PROVIDED DATA
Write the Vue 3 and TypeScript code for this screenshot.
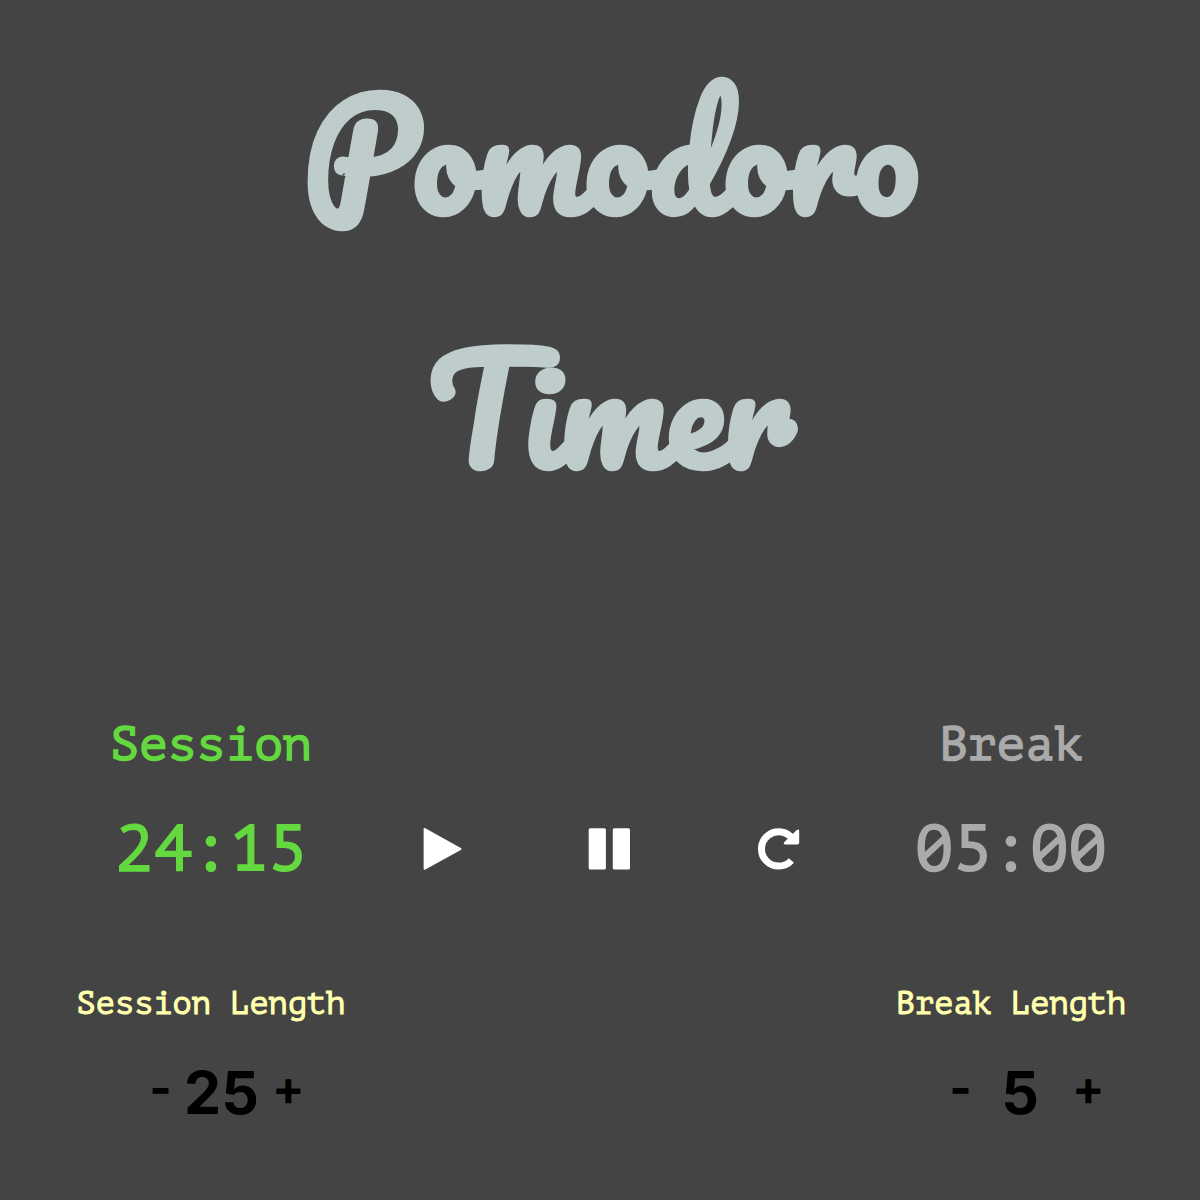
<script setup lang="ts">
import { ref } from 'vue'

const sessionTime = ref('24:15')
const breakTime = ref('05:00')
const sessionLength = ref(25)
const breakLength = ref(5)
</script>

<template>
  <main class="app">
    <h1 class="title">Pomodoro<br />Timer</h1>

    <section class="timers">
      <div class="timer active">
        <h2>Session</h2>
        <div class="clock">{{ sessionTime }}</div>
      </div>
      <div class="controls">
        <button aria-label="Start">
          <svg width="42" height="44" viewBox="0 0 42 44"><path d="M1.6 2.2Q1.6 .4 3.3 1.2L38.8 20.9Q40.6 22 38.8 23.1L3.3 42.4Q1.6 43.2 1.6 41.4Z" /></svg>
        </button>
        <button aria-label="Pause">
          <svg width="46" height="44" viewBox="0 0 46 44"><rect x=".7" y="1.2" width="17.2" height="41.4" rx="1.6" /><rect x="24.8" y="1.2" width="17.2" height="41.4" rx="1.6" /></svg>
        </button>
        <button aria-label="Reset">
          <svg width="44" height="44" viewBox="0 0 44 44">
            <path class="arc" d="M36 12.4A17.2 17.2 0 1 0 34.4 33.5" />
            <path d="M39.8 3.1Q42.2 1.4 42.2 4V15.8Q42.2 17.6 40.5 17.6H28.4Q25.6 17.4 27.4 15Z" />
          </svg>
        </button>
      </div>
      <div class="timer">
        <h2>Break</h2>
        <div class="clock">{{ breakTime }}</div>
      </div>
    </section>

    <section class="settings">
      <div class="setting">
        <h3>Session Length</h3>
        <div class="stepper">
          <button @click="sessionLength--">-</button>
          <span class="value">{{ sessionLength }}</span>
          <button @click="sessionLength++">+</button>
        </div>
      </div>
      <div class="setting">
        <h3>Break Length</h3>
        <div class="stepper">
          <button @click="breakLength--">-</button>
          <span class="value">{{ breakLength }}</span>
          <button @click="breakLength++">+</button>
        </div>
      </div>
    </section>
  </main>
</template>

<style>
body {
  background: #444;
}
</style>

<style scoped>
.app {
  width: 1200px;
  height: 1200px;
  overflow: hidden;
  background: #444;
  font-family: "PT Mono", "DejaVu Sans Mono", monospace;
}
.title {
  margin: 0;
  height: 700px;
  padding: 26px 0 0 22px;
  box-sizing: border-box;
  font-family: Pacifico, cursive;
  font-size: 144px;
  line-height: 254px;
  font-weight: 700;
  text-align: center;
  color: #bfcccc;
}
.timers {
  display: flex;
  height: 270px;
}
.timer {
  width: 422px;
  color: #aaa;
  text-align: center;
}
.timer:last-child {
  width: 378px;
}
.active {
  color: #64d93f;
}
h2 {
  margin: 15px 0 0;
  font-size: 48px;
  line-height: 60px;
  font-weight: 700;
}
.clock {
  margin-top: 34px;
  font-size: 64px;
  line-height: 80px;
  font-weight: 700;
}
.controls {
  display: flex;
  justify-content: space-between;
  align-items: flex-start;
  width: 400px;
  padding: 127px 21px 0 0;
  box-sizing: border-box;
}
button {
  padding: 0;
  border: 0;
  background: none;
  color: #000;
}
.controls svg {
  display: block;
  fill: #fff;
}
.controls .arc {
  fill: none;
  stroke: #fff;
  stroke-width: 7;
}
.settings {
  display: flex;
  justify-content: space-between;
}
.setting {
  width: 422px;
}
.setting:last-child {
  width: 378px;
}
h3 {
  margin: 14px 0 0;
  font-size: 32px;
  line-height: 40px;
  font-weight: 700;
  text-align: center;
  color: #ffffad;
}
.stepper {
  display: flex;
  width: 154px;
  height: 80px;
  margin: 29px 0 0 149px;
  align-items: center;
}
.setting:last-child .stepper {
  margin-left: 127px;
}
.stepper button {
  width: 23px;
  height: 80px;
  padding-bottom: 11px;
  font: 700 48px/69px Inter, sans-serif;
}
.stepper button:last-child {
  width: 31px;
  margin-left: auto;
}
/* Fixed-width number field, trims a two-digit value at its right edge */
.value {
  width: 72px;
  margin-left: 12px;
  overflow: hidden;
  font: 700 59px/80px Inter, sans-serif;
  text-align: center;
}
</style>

WRITTEN PROBLEM
Transcribe the whole listing, character for character, but not its images.

EXERCISE OUTPUT
Write the Vue 3 and TypeScript code for this screenshot.
<script setup lang="ts">
import { ref } from 'vue'

const sessionTime = ref('24:15')
const breakTime = ref('05:00')
const sessionLength = ref(25)
const breakLength = ref(5)
</script>

<template>
  <main class="app">
    <h1 class="title">Pomodoro<br />Timer</h1>

    <section class="timers">
      <div class="timer active">
        <h2>Session</h2>
        <div class="clock">{{ sessionTime }}</div>
      </div>
      <div class="controls">
        <button aria-label="Start">
          <svg width="42" height="44" viewBox="0 0 42 44"><path d="M1.6 2.2Q1.6 .4 3.3 1.2L38.8 20.9Q40.6 22 38.8 23.1L3.3 42.4Q1.6 43.2 1.6 41.4Z" /></svg>
        </button>
        <button aria-label="Pause">
          <svg width="46" height="44" viewBox="0 0 46 44"><rect x=".7" y="1.2" width="17.2" height="41.4" rx="1.6" /><rect x="24.8" y="1.2" width="17.2" height="41.4" rx="1.6" /></svg>
        </button>
        <button aria-label="Reset">
          <svg width="44" height="44" viewBox="0 0 44 44">
            <path class="arc" d="M36 12.4A17.2 17.2 0 1 0 34.4 33.5" />
            <path d="M39.8 3.1Q42.2 1.4 42.2 4V15.8Q42.2 17.6 40.5 17.6H28.4Q25.6 17.4 27.4 15Z" />
          </svg>
        </button>
      </div>
      <div class="timer">
        <h2>Break</h2>
        <div class="clock">{{ breakTime }}</div>
      </div>
    </section>

    <section class="settings">
      <div class="setting">
        <h3>Session Length</h3>
        <div class="stepper">
          <button @click="sessionLength--">-</button>
          <span class="value">{{ sessionLength }}</span>
          <button @click="sessionLength++">+</button>
        </div>
      </div>
      <div class="setting">
        <h3>Break Length</h3>
        <div class="stepper">
          <button @click="breakLength--">-</button>
          <span class="value">{{ breakLength }}</span>
          <button @click="breakLength++">+</button>
        </div>
      </div>
    </section>
  </main>
</template>

<style>
body {
  background: #444;
}
</style>

<style scoped>
.app {
  width: 1200px;
  height: 1200px;
  overflow: hidden;
  background: #444;
  font-family: "PT Mono", "DejaVu Sans Mono", monospace;
}
.title {
  margin: 0;
  height: 700px;
  padding: 26px 0 0 22px;
  box-sizing: border-box;
  font-family: Pacifico, cursive;
  font-size: 144px;
  line-height: 254px;
  font-weight: 700;
  text-align: center;
  color: #bfcccc;
}
.timers {
  display: flex;
  height: 270px;
}
.timer {
  width: 422px;
  color: #aaa;
  text-align: center;
}
.timer:last-child {
  width: 378px;
}
.active {
  color: #64d93f;
}
h2 {
  margin: 15px 0 0;
  font-size: 48px;
  line-height: 60px;
  font-weight: 700;
}
.clock {
  margin-top: 34px;
  font-size: 64px;
  line-height: 80px;
  font-weight: 700;
}
.controls {
  display: flex;
  justify-content: space-between;
  align-items: flex-start;
  width: 400px;
  padding: 127px 21px 0 0;
  box-sizing: border-box;
}
button {
  padding: 0;
  border: 0;
  background: none;
  color: #000;
}
.controls svg {
  display: block;
  fill: #fff;
}
.controls .arc {
  fill: none;
  stroke: #fff;
  stroke-width: 7;
}
.settings {
  display: flex;
  justify-content: space-between;
}
.setting {
  width: 422px;
}
.setting:last-child {
  width: 378px;
}
h3 {
  margin: 14px 0 0;
  font-size: 32px;
  line-height: 40px;
  font-weight: 700;
  text-align: center;
  color: #ffffad;
}
.stepper {
  display: flex;
  width: 154px;
  height: 80px;
  margin: 29px 0 0 149px;
  align-items: center;
}
.setting:last-child .stepper {
  margin-left: 127px;
}
.stepper button {
  width: 23px;
  height: 80px;
  padding-bottom: 11px;
  font: 700 48px/69px Inter, sans-serif;
}
.stepper button:last-child {
  width: 31px;
  margin-left: auto;
}
/* Fixed-width number field, trims a two-digit value at its right edge */
.value {
  width: 72px;
  margin-left: 12px;
  overflow: hidden;
  font: 700 59px/80px Inter, sans-serif;
  text-align: center;
}
</style>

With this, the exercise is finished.